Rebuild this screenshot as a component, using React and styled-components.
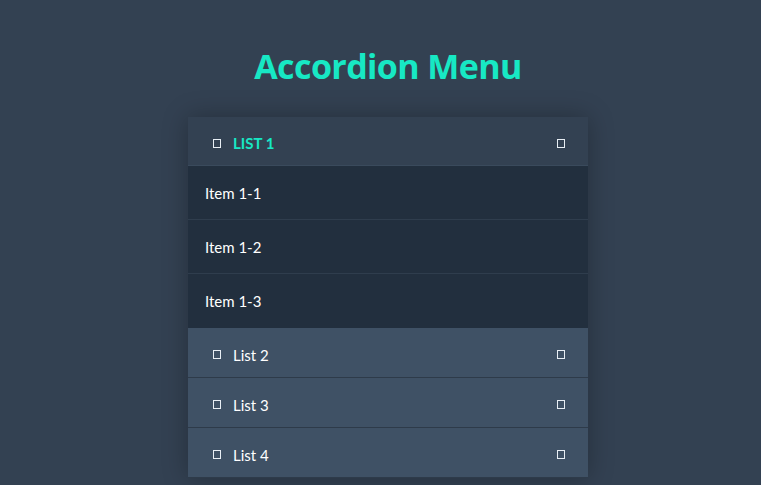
import styled, { createGlobalStyle } from "styled-components";
import { useState } from "react";

const Global = createGlobalStyle`
  html, body {
    margin: 0;
    padding: 0;
    background: #334152;
    min-height: 100%;
  }
  body {
    font-family: Lato, "Open Sans", sans-serif;
  }
`;

const Page = styled.div`
  display: flex;
  flex-direction: column;
  align-items: center;
  padding: 44px 0 0 15px;
  min-height: 485px;
  box-sizing: border-box;
`;

const Title = styled.h1`
  margin: 0 0 29px;
  font-family: "Open Sans", "Noto Sans", sans-serif;
  font-weight: 700;
  font-size: 34px;
  line-height: 44px;
  color: #17e8c4;
  letter-spacing: -0.6px;
`;

const Card = styled.ul`
  list-style: none;
  margin: 0;
  padding: 0;
  width: 400px;
  box-shadow: 0 0 24px rgba(0, 0, 0, 0.28);
`;

const Head = styled.div`
  display: flex;
  align-items: center;
  box-sizing: border-box;
  height: ${({ open }) => (open ? 49 : 50)}px;
  padding: 4px 23px 0 25px;
  background: ${({ open }) => (open ? "#334152" : "#3f5165")};
  border-bottom: 1px solid ${({ open }) => (open ? "#3a4a5c" : "#2e3b4a")};
  color: ${({ open }) => (open ? "#17e8c4" : "#ffffff")};
  font-size: 15px;
  font-weight: ${({ open }) => (open ? 700 : 400)};
  text-transform: ${({ open }) => (open ? "uppercase" : "none")};
  cursor: pointer;
`;

const Box = styled.span`
  display: inline-block;
  width: 6px;
  height: 7px;
  border: 1px solid #e8eef4;
  flex: none;
`;

const Label = styled.span`
  flex: 1;
  margin-left: 12px;
`;

const Item = styled.li`
  display: flex;
  align-items: center;
  height: 53px;
  padding-left: 17px;
  background: #222f3e;
  border-bottom: 1px solid #2f3d4d;
  color: #ffffff;
  font-size: 15px;
  &:last-child {
    border-bottom: none;
    height: 54px;
  }
`;

const Sub = styled.ul`
  list-style: none;
  margin: 0;
  padding: 0;
`;

const lists = [
  { name: "List 1", items: ["Item 1-1", "Item 1-2", "Item 1-3"] },
  { name: "List 2", items: ["Item 2-1", "Item 2-2"] },
  { name: "List 3", items: ["Item 3-1", "Item 3-2"] },
  { name: "List 4", items: ["Item 4-1", "Item 4-2"] },
];

const App = () => {
  const [open, setOpen] = useState(0);

  return (
    <Page>
      <Global />
      <Title>Accordion Menu</Title>
      <Card>
        {lists.map((list, i) => (
          <li key={list.name}>
            <Head open={open === i} onClick={() => setOpen(open === i ? -1 : i)}>
              <Box />
              <Label>{list.name}</Label>
              <Box />
            </Head>
            {open === i && (
              <Sub>
                {list.items.map((item) => (
                  <Item key={item}>{item}</Item>
                ))}
              </Sub>
            )}
          </li>
        ))}
      </Card>
    </Page>
  );
};

export default App;
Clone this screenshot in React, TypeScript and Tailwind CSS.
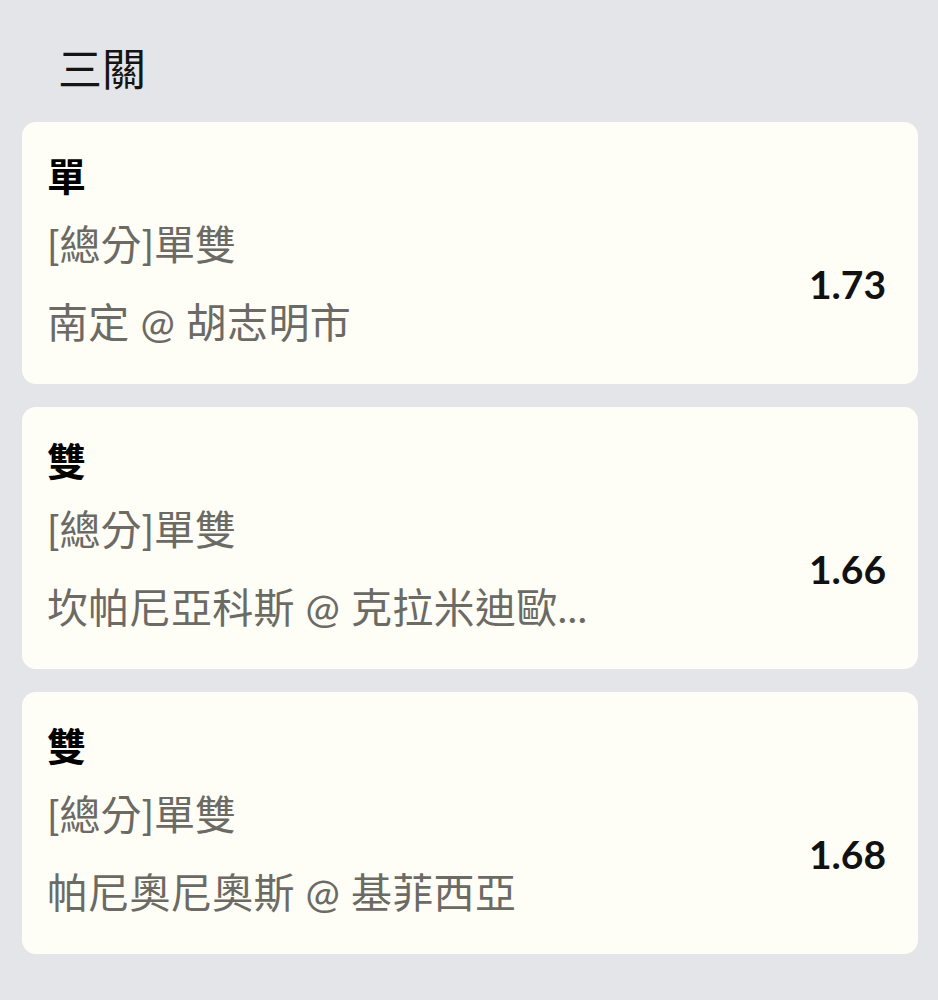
const bets = [
  { pick: "單", market: "[總分]單雙", match: "南定 @ 胡志明市", odds: "1.73" },
  { pick: "雙", market: "[總分]單雙", match: "坎帕尼亞科斯 @ 克拉米迪歐...", odds: "1.66" },
  { pick: "雙", market: "[總分]單雙", match: "帕尼奧尼奧斯 @ 基菲西亞", odds: "1.68" },
]

function BetCard({ pick, market, match, odds }: (typeof bets)[number]) {
  return (
    <div className="flex h-[262px] flex-col rounded-[14px] bg-[#fefdf6] pl-[25px] pr-[32px] pt-[24px]">
      <div className="h-[60px] text-[39px] font-bold leading-[60px] text-black">{pick}</div>
      <div className="flex items-center">
        <div className="min-w-0 flex-1 text-[41px] leading-[78px] text-[#6b6a64]">
          <div className="whitespace-nowrap">{market}</div>
          <div className="whitespace-nowrap tracking-[0.3px]">{match}</div>
        </div>
        <div className="text-[39px] font-bold text-[#111]">{odds}</div>
      </div>
    </div>
  )
}

export default function App() {
  return (
    <div
      className="min-h-[1000px] bg-[#e4e5e8] pl-[22px] pr-[20px] pt-[39px]"
      style={{ fontFamily: 'Lato, "Noto Sans CJK TC", sans-serif' }}
    >
      <h1 className="mb-[23px] h-[60px] pl-[36px] text-[44px] font-normal leading-[60px] text-[#141414]">三關</h1>
      <div className="flex flex-col gap-[23px]">
        {bets.map((bet, i) => (
          <BetCard key={i} {...bet} />
        ))}
      </div>
    </div>
  )
}
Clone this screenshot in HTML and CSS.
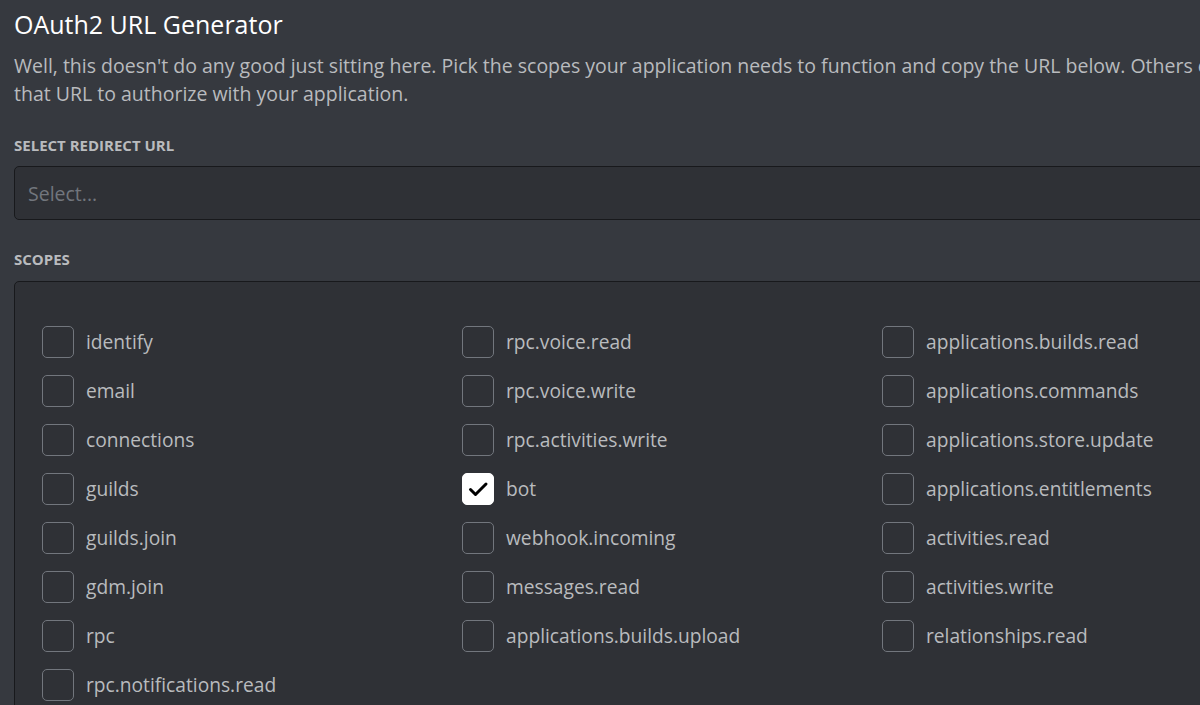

======

Without the pictures, write out all of the material exactly.

Rebuild this screenshot as a component, using React and styled-components.
import styled, { createGlobalStyle } from "styled-components";
import { useState } from "react";

const Global = createGlobalStyle`
  html, body {
    margin: 0;
    padding: 0;
    background: #334152;
    min-height: 100%;
  }
  body {
    font-family: Lato, "Open Sans", sans-serif;
  }
`;

const Page = styled.div`
  display: flex;
  flex-direction: column;
  align-items: center;
  padding: 44px 0 0 15px;
  min-height: 485px;
  box-sizing: border-box;
`;

const Title = styled.h1`
  margin: 0 0 29px;
  font-family: "Open Sans", "Noto Sans", sans-serif;
  font-weight: 700;
  font-size: 34px;
  line-height: 44px;
  color: #17e8c4;
  letter-spacing: -0.6px;
`;

const Card = styled.ul`
  list-style: none;
  margin: 0;
  padding: 0;
  width: 400px;
  box-shadow: 0 0 24px rgba(0, 0, 0, 0.28);
`;

const Head = styled.div`
  display: flex;
  align-items: center;
  box-sizing: border-box;
  height: ${({ open }) => (open ? 49 : 50)}px;
  padding: 4px 23px 0 25px;
  background: ${({ open }) => (open ? "#334152" : "#3f5165")};
  border-bottom: 1px solid ${({ open }) => (open ? "#3a4a5c" : "#2e3b4a")};
  color: ${({ open }) => (open ? "#17e8c4" : "#ffffff")};
  font-size: 15px;
  font-weight: ${({ open }) => (open ? 700 : 400)};
  text-transform: ${({ open }) => (open ? "uppercase" : "none")};
  cursor: pointer;
`;

const Box = styled.span`
  display: inline-block;
  width: 6px;
  height: 7px;
  border: 1px solid #e8eef4;
  flex: none;
`;

const Label = styled.span`
  flex: 1;
  margin-left: 12px;
`;

const Item = styled.li`
  display: flex;
  align-items: center;
  height: 53px;
  padding-left: 17px;
  background: #222f3e;
  border-bottom: 1px solid #2f3d4d;
  color: #ffffff;
  font-size: 15px;
  &:last-child {
    border-bottom: none;
    height: 54px;
  }
`;

const Sub = styled.ul`
  list-style: none;
  margin: 0;
  padding: 0;
`;

const lists = [
  { name: "List 1", items: ["Item 1-1", "Item 1-2", "Item 1-3"] },
  { name: "List 2", items: ["Item 2-1", "Item 2-2"] },
  { name: "List 3", items: ["Item 3-1", "Item 3-2"] },
  { name: "List 4", items: ["Item 4-1", "Item 4-2"] },
];

const App = () => {
  const [open, setOpen] = useState(0);

  return (
    <Page>
      <Global />
      <Title>Accordion Menu</Title>
      <Card>
        {lists.map((list, i) => (
          <li key={list.name}>
            <Head open={open === i} onClick={() => setOpen(open === i ? -1 : i)}>
              <Box />
              <Label>{list.name}</Label>
              <Box />
            </Head>
            {open === i && (
              <Sub>
                {list.items.map((item) => (
                  <Item key={item}>{item}</Item>
                ))}
              </Sub>
            )}
          </li>
        ))}
      </Card>
    </Page>
  );
};

export default App;
Clone this screenshot in React, TypeScript and Tailwind CSS.
const bets = [
  { pick: "單", market: "[總分]單雙", match: "南定 @ 胡志明市", odds: "1.73" },
  { pick: "雙", market: "[總分]單雙", match: "坎帕尼亞科斯 @ 克拉米迪歐...", odds: "1.66" },
  { pick: "雙", market: "[總分]單雙", match: "帕尼奧尼奧斯 @ 基菲西亞", odds: "1.68" },
]

function BetCard({ pick, market, match, odds }: (typeof bets)[number]) {
  return (
    <div className="flex h-[262px] flex-col rounded-[14px] bg-[#fefdf6] pl-[25px] pr-[32px] pt-[24px]">
      <div className="h-[60px] text-[39px] font-bold leading-[60px] text-black">{pick}</div>
      <div className="flex items-center">
        <div className="min-w-0 flex-1 text-[41px] leading-[78px] text-[#6b6a64]">
          <div className="whitespace-nowrap">{market}</div>
          <div className="whitespace-nowrap tracking-[0.3px]">{match}</div>
        </div>
        <div className="text-[39px] font-bold text-[#111]">{odds}</div>
      </div>
    </div>
  )
}

export default function App() {
  return (
    <div
      className="min-h-[1000px] bg-[#e4e5e8] pl-[22px] pr-[20px] pt-[39px]"
      style={{ fontFamily: 'Lato, "Noto Sans CJK TC", sans-serif' }}
    >
      <h1 className="mb-[23px] h-[60px] pl-[36px] text-[44px] font-normal leading-[60px] text-[#141414]">三關</h1>
      <div className="flex flex-col gap-[23px]">
        {bets.map((bet, i) => (
          <BetCard key={i} {...bet} />
        ))}
      </div>
    </div>
  )
}
Clone this screenshot in HTML and CSS.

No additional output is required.